The Kit Carson Solar Project is only possible because Kit Carson and Tri-State agreed to sever their long-term contract. The break was amicable, but it was a long time in the making and had a hefty price tag for the local co-op.
In 2000, Tri-State signed 40-year contracts to provide wholesale electricity to 14 New Mexico cooperatives based on the promise of stable wholesale rates. But that promise was not kept as Tri-State raised wholesale prices nine times over the next 13 years. Kit Carson protested each rate increase, and eventually triggered rate hearings in Santa Fe, which delayed the latest increase for over two years.
In order to exit from its contract, Kit Carson agreed to a fee of $37 million to cover Tri-State’s lost revenues and the transfer of some equipment. Amazingly, the price of freedom from the contract turns out to be very affordable, and that’s an important part of this story. Guzman Renewable Energy Partners bid for and won Kit Carson’s business with a 10-year wholesale electricity agreement that included Guzman paying the exit fee from Tri-State.

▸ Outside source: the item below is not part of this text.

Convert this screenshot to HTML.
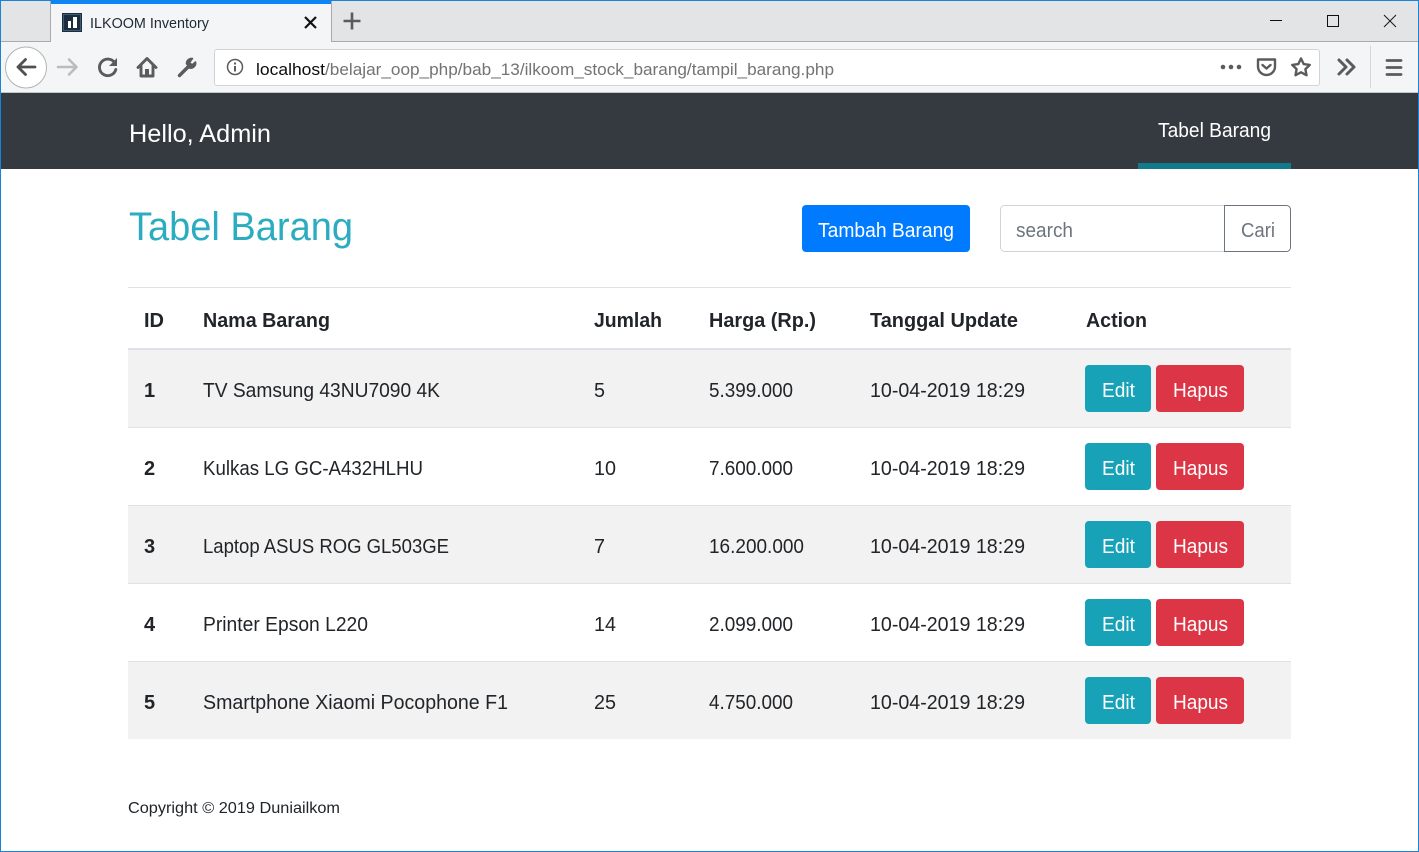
<!DOCTYPE html>
<html lang="en"><head><meta charset="utf-8"><title>ILKOOM Inventory</title>
<style>
html,body{margin:0;padding:0;width:1419px;height:852px;overflow:hidden;background:#fff}
svg{display:block;position:absolute;left:0;top:0}
text{font-family:"Liberation Sans",Arial,sans-serif;fill:#212529;font-size:20px;white-space:pre}
.h{font-weight:700}
.w{fill:#fff}
</style></head><body>
<svg width="1419" height="852" viewBox="0 0 1419 852" xmlns="http://www.w3.org/2000/svg">
<rect width="1419" height="852" fill="#fff"/>
<!-- tab bar -->
<rect x="0" y="0" width="1419" height="41" fill="#e3e4e6"/>
<rect x="0" y="41" width="1419" height="1" fill="#a9aaac"/>
<rect x="50" y="1" width="1" height="41" fill="#a9aaac"/>
<rect x="331" y="1" width="1" height="41" fill="#a9aaac"/>
<rect x="51" y="1" width="280" height="41" fill="#f4f5f7"/>
<rect x="51" y="1" width="280" height="3" fill="#0a84ff"/>
<!-- favicon -->
<rect x="62" y="13" width="20" height="19" fill="#1b2c40"/>
<rect x="63.500" y="14.500" width="17" height="16" fill="none" stroke="#3c5f6e" stroke-width="1"/>
<rect x="68" y="21" width="3" height="7" fill="#fff"/>
<rect x="73" y="17" width="4" height="11" fill="#fff"/>
<text x="90" y="28" textLength="119" lengthAdjust="spacingAndGlyphs" style="font-size:15px;fill:#1f2a33">ILKOOM Inventory</text>
<path d="M305 17L316 28M316 17L305 28" stroke="#111" stroke-width="2.200" fill="none"/>
<path d="M352 12.500V29.500M343.500 21H360.500" stroke="#5b5b5e" stroke-width="2.600" fill="none"/>
<!-- window controls -->
<path d="M1270 20.500H1282" stroke="#111" stroke-width="1" fill="none"/>
<rect x="1327.500" y="15.500" width="11" height="11" stroke="#111" stroke-width="1" fill="none"/>
<path d="M1384 15L1396 27M1396 15L1384 27" stroke="#222" stroke-width="1.100" fill="none"/>
<!-- toolbar -->
<rect x="0" y="42" width="1419" height="50" fill="#f4f5f7"/>
<rect x="0" y="92" width="1419" height="1" fill="#c4c5c7"/>
<circle cx="26" cy="67.500" r="20.500" fill="#fff" stroke="#b3b3b3" stroke-width="1"/>
<path d="M18 67H35M25.500 59.500L18 67L25.500 74.500" fill="none" stroke="#505053" stroke-width="2.800" stroke-linecap="round" stroke-linejoin="round"/>
<path d="M58 67H76M69 59.500L76.500 67L69 74.500" fill="none" stroke="#bcbcbe" stroke-width="2.600" stroke-linecap="round" stroke-linejoin="round"/>
<path d="M114.500 62.500A8.300 8.300 0 1 0 115.800 69.500" fill="none" stroke="#5b5b5e" stroke-width="2.900" stroke-linecap="round"/>
<path d="M117 58V66H109Z" fill="#5b5b5e"/>
<path d="M138 67.500L147 58.500L156 67.500M141 65.500V76H153V65.500" fill="none" stroke="#5b5b5e" stroke-width="2.900" stroke-linecap="round" stroke-linejoin="round"/>
<rect x="145" y="69" width="4" height="7.500" fill="#5b5b5e"/>
<path d="M179.500 75.500L188.500 66.500" stroke="#5b5b5e" stroke-width="3.400" stroke-linecap="round" fill="none"/>
<path d="M186.500 63.500A5 5 0 0 1 192.500 58.500L189.500 62.500L192 65L195.500 62A5 5 0 0 1 189.500 68Z" fill="#5b5b5e" stroke="#5b5b5e" stroke-width="1.600" stroke-linejoin="round"/>
<!-- url bar -->
<rect x="214.500" y="49.500" width="1105" height="36" rx="2.500" fill="#fff" stroke="#d2d3d5"/>
<circle cx="235" cy="67" r="7.500" fill="none" stroke="#5b5b5e" stroke-width="1.500"/>
<rect x="234" y="66" width="2" height="5.500" fill="#5b5b5e"/>
<rect x="234" y="62.500" width="2" height="2" fill="#5b5b5e"/>
<text x="256" y="75" textLength="69" lengthAdjust="spacingAndGlyphs" style="font-size:17px;fill:#0c0c0d">localhost</text>
<text x="325" y="75" textLength="509" lengthAdjust="spacingAndGlyphs" style="font-size:17px;fill:#737373">/belajar_oop_php/bab_13/ilkoom_stock_barang/tampil_barang.php</text>
<circle cx="1223" cy="67" r="2.300" fill="#5b5b5e"/><circle cx="1231" cy="67" r="2.300" fill="#5b5b5e"/><circle cx="1239" cy="67" r="2.300" fill="#5b5b5e"/>
<path d="M1258 59.500H1275V66.500A8.500 8.500 0 0 1 1258 66.500Z" fill="none" stroke="#5b5b5e" stroke-width="2.400" stroke-linejoin="round"/>
<path d="M1262.500 65L1266.500 68.500L1270.500 65" fill="none" stroke="#5b5b5e" stroke-width="2.400" stroke-linecap="round" stroke-linejoin="round"/>
<path d="M1301 58.500L1303.700 64.100L1309.800 64.900L1305.400 69.100L1306.500 75.200L1301 72.300L1295.500 75.200L1296.600 69.100L1292.200 64.900L1298.300 64.100Z" fill="none" stroke="#5b5b5e" stroke-width="2.400" stroke-linejoin="round"/>
<path d="M1339 60L1346 67L1339 74M1347 60L1354 67L1347 74" fill="none" stroke="#5b5b5e" stroke-width="3" stroke-linecap="round" stroke-linejoin="round"/>
<rect x="1370" y="46" width="1" height="42" fill="#d4d5d7"/>
<path d="M1387 60.500H1401M1387 67.500H1401M1387 74.500H1401" stroke="#5b5b5e" stroke-width="2.800" stroke-linecap="round" fill="none"/>
<!-- navbar -->
<rect x="0" y="93" width="1419" height="76" fill="#343a40"/>
<rect x="1138" y="163" width="153" height="6" fill="#117a8b"/>
<text x="129" y="142" textLength="142" lengthAdjust="spacingAndGlyphs" class="w" style="font-size:25px">Hello, Admin</text>
<text x="1158" y="137" textLength="113" lengthAdjust="spacingAndGlyphs" class="w">Tabel Barang</text>
<!-- heading -->
<text x="129" y="240" textLength="224" lengthAdjust="spacingAndGlyphs" style="font-size:40px;fill:#2bacc0">Tabel Barang</text>
<rect x="802" y="205" width="168" height="47" rx="4" fill="#007bff"/>
<text x="818" y="237" textLength="136" lengthAdjust="spacingAndGlyphs" class="w">Tambah Barang</text>
<path d="M1225 205.500H1004.500a4 4 0 0 0 -4 4V247.500a4 4 0 0 0 4 4H1225" fill="#fff" stroke="#ced4da"/>
<path d="M1224.500 205.500H1286.500a4 4 0 0 1 4 4V247.500a4 4 0 0 1 -4 4H1224.500Z" fill="#fff" stroke="#6c757d"/>
<text x="1016" y="237" textLength="57" lengthAdjust="spacingAndGlyphs" style="fill:#6c757d">search</text>
<text x="1241" y="237" textLength="34" lengthAdjust="spacingAndGlyphs" style="fill:#6c757d">Cari</text>
<!-- table -->
<rect x="128" y="287" width="1163" height="1" fill="#dee2e6"/>
<rect x="128" y="348" width="1163" height="2" fill="#dee2e6"/>
<rect x="128" y="350" width="1163" height="77" fill="#f2f2f2"/>
<rect x="128" y="506" width="1163" height="77" fill="#f2f2f2"/>
<rect x="128" y="662" width="1163" height="77" fill="#f2f2f2"/>
<rect x="128" y="427" width="1163" height="1" fill="#dee2e6"/>
<rect x="128" y="505" width="1163" height="1" fill="#dee2e6"/>
<rect x="128" y="583" width="1163" height="1" fill="#dee2e6"/>
<rect x="128" y="661" width="1163" height="1" fill="#dee2e6"/>
<text class="h" x="144" y="327" textLength="20" lengthAdjust="spacingAndGlyphs">ID</text>
<text class="h" x="203" y="327" textLength="127" lengthAdjust="spacingAndGlyphs">Nama Barang</text>
<text class="h" x="594" y="327" textLength="68" lengthAdjust="spacingAndGlyphs">Jumlah</text>
<text class="h" x="709" y="327" textLength="107" lengthAdjust="spacingAndGlyphs">Harga (Rp.)</text>
<text class="h" x="870" y="327" textLength="148" lengthAdjust="spacingAndGlyphs">Tanggal Update</text>
<text class="h" x="1086" y="327" textLength="61" lengthAdjust="spacingAndGlyphs">Action</text>

<text class="h" x="144" y="397">1</text>
<text x="203" y="397" textLength="237" lengthAdjust="spacingAndGlyphs">TV Samsung 43NU7090 4K</text>
<text x="594" y="397" textLength="11" lengthAdjust="spacingAndGlyphs">5</text>
<text x="709" y="397" textLength="84" lengthAdjust="spacingAndGlyphs">5.399.000</text>
<text x="870" y="397" textLength="155" lengthAdjust="spacingAndGlyphs">10-04-2019 18:29</text>
<rect x="1085" y="365" width="66" height="47" rx="4" fill="#17a2b8"/>
<text x="1102" y="397" textLength="33" lengthAdjust="spacingAndGlyphs" class="w">Edit</text>
<rect x="1156" y="365" width="88" height="47" rx="4" fill="#dc3545"/>
<text x="1173" y="397" textLength="55" lengthAdjust="spacingAndGlyphs" class="w">Hapus</text>

<text class="h" x="144" y="475">2</text>
<text x="203" y="475" textLength="220" lengthAdjust="spacingAndGlyphs">Kulkas LG GC-A432HLHU</text>
<text x="594" y="475" textLength="22" lengthAdjust="spacingAndGlyphs">10</text>
<text x="709" y="475" textLength="84" lengthAdjust="spacingAndGlyphs">7.600.000</text>
<text x="870" y="475" textLength="155" lengthAdjust="spacingAndGlyphs">10-04-2019 18:29</text>
<rect x="1085" y="443" width="66" height="47" rx="4" fill="#17a2b8"/>
<text x="1102" y="475" textLength="33" lengthAdjust="spacingAndGlyphs" class="w">Edit</text>
<rect x="1156" y="443" width="88" height="47" rx="4" fill="#dc3545"/>
<text x="1173" y="475" textLength="55" lengthAdjust="spacingAndGlyphs" class="w">Hapus</text>

<text class="h" x="144" y="553">3</text>
<text x="203" y="553" textLength="246" lengthAdjust="spacingAndGlyphs">Laptop ASUS ROG GL503GE</text>
<text x="594" y="553" textLength="11" lengthAdjust="spacingAndGlyphs">7</text>
<text x="709" y="553" textLength="95" lengthAdjust="spacingAndGlyphs">16.200.000</text>
<text x="870" y="553" textLength="155" lengthAdjust="spacingAndGlyphs">10-04-2019 18:29</text>
<rect x="1085" y="521" width="66" height="47" rx="4" fill="#17a2b8"/>
<text x="1102" y="553" textLength="33" lengthAdjust="spacingAndGlyphs" class="w">Edit</text>
<rect x="1156" y="521" width="88" height="47" rx="4" fill="#dc3545"/>
<text x="1173" y="553" textLength="55" lengthAdjust="spacingAndGlyphs" class="w">Hapus</text>

<text class="h" x="144" y="631">4</text>
<text x="203" y="631" textLength="165" lengthAdjust="spacingAndGlyphs">Printer Epson L220</text>
<text x="594" y="631" textLength="22" lengthAdjust="spacingAndGlyphs">14</text>
<text x="709" y="631" textLength="84" lengthAdjust="spacingAndGlyphs">2.099.000</text>
<text x="870" y="631" textLength="155" lengthAdjust="spacingAndGlyphs">10-04-2019 18:29</text>
<rect x="1085" y="599" width="66" height="47" rx="4" fill="#17a2b8"/>
<text x="1102" y="631" textLength="33" lengthAdjust="spacingAndGlyphs" class="w">Edit</text>
<rect x="1156" y="599" width="88" height="47" rx="4" fill="#dc3545"/>
<text x="1173" y="631" textLength="55" lengthAdjust="spacingAndGlyphs" class="w">Hapus</text>

<text class="h" x="144" y="709">5</text>
<text x="203" y="709" textLength="305" lengthAdjust="spacingAndGlyphs">Smartphone Xiaomi Pocophone F1</text>
<text x="594" y="709" textLength="22" lengthAdjust="spacingAndGlyphs">25</text>
<text x="709" y="709" textLength="84" lengthAdjust="spacingAndGlyphs">4.750.000</text>
<text x="870" y="709" textLength="155" lengthAdjust="spacingAndGlyphs">10-04-2019 18:29</text>
<rect x="1085" y="677" width="66" height="47" rx="4" fill="#17a2b8"/>
<text x="1102" y="709" textLength="33" lengthAdjust="spacingAndGlyphs" class="w">Edit</text>
<rect x="1156" y="677" width="88" height="47" rx="4" fill="#dc3545"/>
<text x="1173" y="709" textLength="55" lengthAdjust="spacingAndGlyphs" class="w">Hapus</text>
<!-- footer -->
<text x="128" y="813" textLength="212" lengthAdjust="spacingAndGlyphs" style="font-size:16px">Copyright © 2019 Duniailkom</text>
<!-- window border -->
<rect x="0.500" y="0.500" width="1418" height="851" fill="none" stroke="#1883d7" stroke-width="1"/>
</svg>
</body></html>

Guzman’s wholesale price for electricity was way below Tri-State’s because of the plummeting costs for wind and solar energy and the historically low costs for natural gas. So Guzman will keep Kit Carson’s wholesale energy price equal to Tri-State’s for five to six years in order to recover the $37 million exit fee. Then Guzman will lower the price for electricity by around 45 percent, a truly unusual event in today’s utility market.
Kit Carson and its members will save more than $50 million dollars in wholesale electricity costs over the life of their contract with Guzman. And prices for solar, wind and battery storage just keep going down. But saddled with obsolete coal plants and other obligations, Tri-State is only able to meet its rising costs with price increases, the latest of which — in Colorado — was over 4 percent.
The icing on the cake in this deal is that Guzman Renewable Energy Partners, as its name suggests, is a strong supporter of clean energy and distributed generation. Within a couple of years, you will be able to plug any appliance into an outlet in Taos on a sunny day, and the sun will be supplying the electricity.
Guzman does not own transmission or generation facilities. It exemplifies a growing number of businesses that provide services to distribution utilities. Guzman buys blocks of electricity from generators and provides it at stable wholesale prices. In Kit Carson’s case, the energy is delivered to the Four Corners transmission hub, and from there it is transmitted 150 miles to north-central New Mexico.
A good question is, “Why couldn’t Guzman provide the same service to other cooperatives?” The answer, of course, is that it can. That may create problems for Tri-State, but it would deliver low-cost energy to rural areas and provide a foundation upon which they can develop locally generated energy. That seems to be the way of the future. It just depends on the paths that the rural cooperatives choose to arrive there.